Empery Digital sells 1,400 BTC to fund AI data centers
Empery Digital (EMPD) said it has sold about half of its bitcoin treasury. The company sold 1,400 BTC at $62,200 each, raising $87.1 million.
The proceeds will fund an AI data center project in the US Midwest. Earlier this year, Empery disclosed it needed $65 million to complete its 25% ownership stake in the Midwest facility slated to be converted into an AI data center.
Empery still holds 1,514 BTC. It also said it does not plan to accumulate more BTC, but may sell additional coins when opportunities arise.
The article frames this as part of a broader shift among 2025-era “bitcoin treasury” and SPAC-linked companies, many of which have struggled after acquiring crypto treasuries during the prior digital-asset boom.
From a trading perspective, the key near-term datapoint is the incremental spot selling pressure from Empery’s BTC treasury sales (BTC).

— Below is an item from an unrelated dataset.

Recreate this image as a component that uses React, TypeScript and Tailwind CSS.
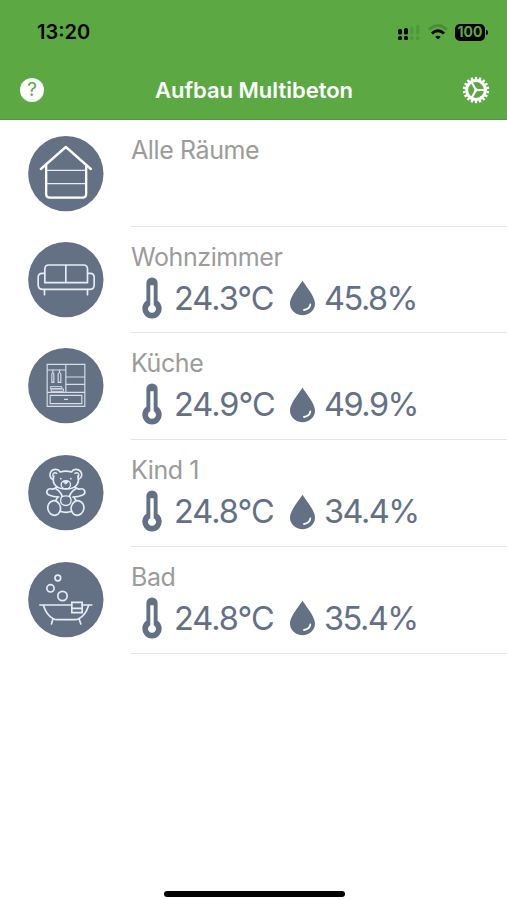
import type { ReactNode } from 'react'

type Room = {
  name: string
  icon: ReactNode
  temperature?: string
  humidity?: string
}

function RoomIcon({ cy, children }: { cy: number; children: ReactNode }) {
  return (
    <svg viewBox={`23.5 ${cy - 113} 228 228`} className="h-19 w-19" fill="none" stroke="#e6edf6" strokeLinecap="round" strokeLinejoin="round">
      <circle cx="137" cy={cy} r="113" fill="#647084" stroke="none" />
      {children}
    </svg>
  )
}

const house = (
  <RoomIcon cy={130}>
    <g stroke="#ffffff" strokeWidth="7">
      <path d="M62 116 137 50l75 66" />
      <path d="M78 105v86q0 11 11 11h98q11 0 11-11v-86" />
    </g>
    <path d="M80 120h116M80 160h116" strokeWidth="4" />
  </RoomIcon>
)

const sofa = (
  <RoomIcon cy={132}>
    <g strokeWidth="5">
      <path d="M74 141V100q0-12 12-12h104q12 0 12 12v41zM137 88v53" />
      <path d="M73 113H66q-12 0-12 12v22q0 14 14 14h140q14 0 14-14v-22q0-12-12-12h-7" />
      <path d="M73 162v15M202 162v15" />
    </g>
  </RoomIcon>
)

const wardrobe = (
  <RoomIcon cy={134}>
    <g strokeWidth="3.5" strokeLinejoin="miter" opacity="0.88">
      <path d="M81 70h113v126H81zM81 154h113M137 70v84M137 108h57M137 130h57M81 87h56" />
      <path d="M90 163h95v25H90zM133 175h9" />
      <path d="M98 87v7M95 99q3-9 6 0v25h-6zM118 87v7M114 99q4-9 8 0v25h-8z" />
      <path d="M92 137h33v6H92zM94 144h36v7H94z" strokeWidth="3" />
    </g>
  </RoomIcon>
)

const teddy = (
  <RoomIcon cy={132}>
    <g strokeWidth="5">
      <path d="M98 92C88 88 87 76 93 68s21-8 27 2q17-5 34 0c6-10 20-10 27-2s4 20-6 24" />
      <path d="M101 82c-7 24 8 39 36 39s43-15 36-39" />
      <path d="M99 83c-4-7 3-14 11-9M175 83c4-7-3-14-11-9" strokeWidth="4" />
      <ellipse cx="137" cy="108" rx="14" ry="12" strokeWidth="4" />
      <path d="M129 98h16l-8 8z" fill="#e6edf6" strokeWidth="3" />
      <path d="M110 115q-8 7-16 6C80 117 75 134 86 139q13 6 30 6" />
      <path d="M164 115q8 7 16 6c14-4 19 13 8 18q-13 6-30 6" />
      <path d="M108 121q14 8 18 22M166 121q-14 8-18 22M112 146l-5 9M162 146l5 9" />
      <ellipse cx="102" cy="178" rx="19" ry="22" transform="rotate(-12 102 178)" />
      <ellipse cx="172" cy="178" rx="19" ry="22" transform="rotate(12 172 178)" />
      <path d="M125 144q12-5 24 0 7 11 1 21-13 11-26 0-6-10 1-21z" strokeWidth="4" />
      <path d="M119 188q18 6 36 0" />
    </g>
    <circle cx="122" cy="90" r="2.5" fill="#e6edf6" stroke="none" />
    <circle cx="152" cy="90" r="2.5" fill="#e6edf6" stroke="none" />
  </RoomIcon>
)

const bath = (
  <RoomIcon cy={134}>
    <g strokeWidth="5">
      <circle cx="113" cy="69" r="8.5" />
      <circle cx="91" cy="100" r="11" />
      <circle cx="127" cy="123" r="14" />
      <path d="M59 150h95M186 150h29" />
      <path d="M70 152q10 29 29 39 5 3 12 3h53q7 0 12-3 20-10 29-39" />
      <path d="M98 193l-4 14M177 193l5 14" />
      <path d="M155 142h31v31h-31zM155 160h31" strokeLinejoin="miter" />
    </g>
  </RoomIcon>
)

const rooms: Room[] = [
  { name: 'Alle Räume', icon: house },
  { name: 'Wohnzimmer', icon: sofa, temperature: '24.3°C', humidity: '45.8%' },
  { name: 'Küche', icon: wardrobe, temperature: '24.9°C', humidity: '49.9%' },
  { name: 'Kind 1', icon: teddy, temperature: '24.8°C', humidity: '34.4%' },
  { name: 'Bad', icon: bath, temperature: '24.8°C', humidity: '35.4%' },
]

function Thermometer() {
  return (
    <svg viewBox="0 0 20 42" className="h-[42px] w-5 shrink-0">
      <path d="M4.4 6a5.6 5.6 0 0 1 11.2 0v17.8a9.7 9.7 0 1 1-11.2 0z" fill="#647084" />
      <path d="M8.3 8.2h3.4v20a4 4 0 1 1-3.4 0z" fill="#ffffff" />
    </svg>
  )
}

function Drop() {
  return (
    <svg viewBox="0 0 25 36" className="h-9 w-[25px] shrink-0">
      <path d="M12.5.5C13.5 3 25 16 25 23.5a12.5 11.8 0 0 1-25 0C0 16 11.5 3 12.5.5z" fill="#647084" />
      <path d="M20.3 24.5q-.5 4.5-6.3 5.5" fill="none" stroke="#ffffff" strokeWidth="1.8" strokeLinecap="round" />
    </svg>
  )
}

function StatusBar() {
  return (
    <div className="flex h-16 items-center justify-between pl-[37px] pr-[19px]">
      <span className="text-[20px] leading-6 font-semibold text-black">13:20</span>
      <div className="flex items-center">
        <svg viewBox="0 0 22 16" className="mt-0.5 h-4 w-[22px]">
          <g fill="#000000">
            <rect x="0" y="4" width="4" height="5.5" rx="1.5" />
            <rect x="6" y="3" width="4" height="6.5" rx="1.5" />
            <rect x="0" y="11" width="4" height="4" rx="1.5" />
            <rect x="6" y="11" width="4" height="4" rx="1.5" />
          </g>
          <g fill="#4f9a3b">
            <rect x="12" y="1.5" width="3.5" height="8" rx="1.5" />
            <rect x="18" y="0" width="3.5" height="9.5" rx="1.5" />
            <rect x="12" y="11" width="3.5" height="4" rx="1.5" />
            <rect x="18" y="11" width="3.5" height="4" rx="1.5" />
          </g>
        </svg>
        <svg viewBox="0 0 20 16" className="ml-2 h-4 w-5" fill="none" strokeWidth="2.6">
          <path d="M1 5.5q9-8 18 0" stroke="#4a8a38" />
          <path d="M4 9.5q6-5.5 12 0" stroke="#000000" strokeWidth="3" />
          <path d="M7.8 13q2.2-1.6 4.4 0L10 15z" fill="#000000" stroke="#000000" strokeWidth="1" />
        </svg>
        <div className="ml-[7px] flex h-[17px] w-[30px] items-center justify-center rounded-[5px] bg-black text-[14px] leading-4 font-bold text-[#5ca944]">
          100
        </div>
        <div className="ml-px h-[5px] w-0.5 rounded-r-full bg-black" />
      </div>
    </div>
  )
}

function Gear() {
  const teeth = Array.from({ length: 18 }, (_, i) => i * 20)

  return (
    <svg viewBox="-14 -14 28 28" className="h-7 w-7" fill="none" stroke="#ffffff">
      <circle r="9.4" strokeWidth="3" />
      {teeth.map((angle) => (
        <path key={angle} d="M0-10.5V-13.2" strokeWidth="2.3" transform={`rotate(${angle})`} />
      ))}
      <path d="M0 0h9M0 0-4.7-8.5M0 0l-4.7 8.5" strokeWidth="2.1" />
      <circle r="1.7" fill="#ffffff" stroke="none" />
    </svg>
  )
}

export default function App() {
  return (
    <div className="flex h-[900px] w-[507px] flex-col overflow-hidden bg-white font-['Inter',sans-serif]">
      <header className="h-[119.5px] shrink-0 border-b border-[#4f983a] bg-[#5ca944]">
        <StatusBar />
        <div className="flex h-[52px] items-center justify-between pr-[17px] pl-5">
          <div className="flex h-6 w-6 items-center justify-center rounded-full bg-white text-[19px] leading-6 text-[#5ca944]">
            ?
          </div>
          <h1 className="pl-0.5 text-[22px] leading-7 font-semibold text-white">Aufbau Multibeton</h1>
          <Gear />
        </div>
      </header>

      <main className="flex-1">
        {rooms.map((room, index) => (
          <div key={room.name} className={`flex pl-[27.5px] ${index === 0 ? 'h-[107px]' : 'h-[106.75px]'}`}>
            <div className={`w-[103.5px] shrink-0 ${index === 0 ? 'pt-4' : 'pt-[15px]'}`}>{room.icon}</div>
            <div className="flex-1 border-b-[1.5px] border-[#e4e4e4] pt-3.5">
              <div className="text-[25px] leading-8 tracking-[-0.4px] text-[#9b9b9b]">{room.name}</div>
              {room.temperature && (
                <div className="mt-1 flex h-[42px] items-center pl-[11px] text-[32.5px] leading-10 tracking-[-1px] text-[#647084]">
                  <Thermometer />
                  <span className="ml-3 w-[99px] pt-0.5 whitespace-nowrap">{room.temperature}</span>
                  <div className="ml-[17px] pt-px">
                    <Drop />
                  </div>
                  <span className="ml-[9px] pt-0.5 tracking-[-1.5px] whitespace-nowrap">{room.humidity}</span>
                </div>
              )}
            </div>
          </div>
        ))}
      </main>

      <footer className="flex h-[9px] shrink-0 items-start justify-center pl-px">
        <div className="h-1.5 w-[181px] rounded-full bg-black" />
      </footer>
    </div>
  )
}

Traders may watch whether additional treasury liquidations follow similar announcements, or whether such flows stabilize as markets digest the selling.
Bearish
Empery Digital’s plan to sell 1,400 BTC and potentially sell more to fund expansion is direct incremental sell-side pressure for spot Bitcoin (BTC). Even though the company still holds 1,514 BTC, the headline action is still a meaningful liquidation event that the market can price in—especially when it occurs alongside the broader trend of 2025 treasury/SPAC-linked firms becoming net sellers.
Historically, large treasury liquidations tend to weigh on short-term sentiment because they can coincide with thin liquidity and revive “supply overhang” narratives. Traders often watch for follow-on announcements (additional BTC sales) and for whether price absorbs the flow without breaking key support.
Longer-term, the shift toward AI infrastructure funding may reduce the probability of further BTC accumulation from this specific issuer, but it can also remove “buy-the-dip” expectations. Net effect: bearish for the near term, with neutral-to-mixed longer-term implications depending on whether broader treasury-seller flows slow down or accelerate.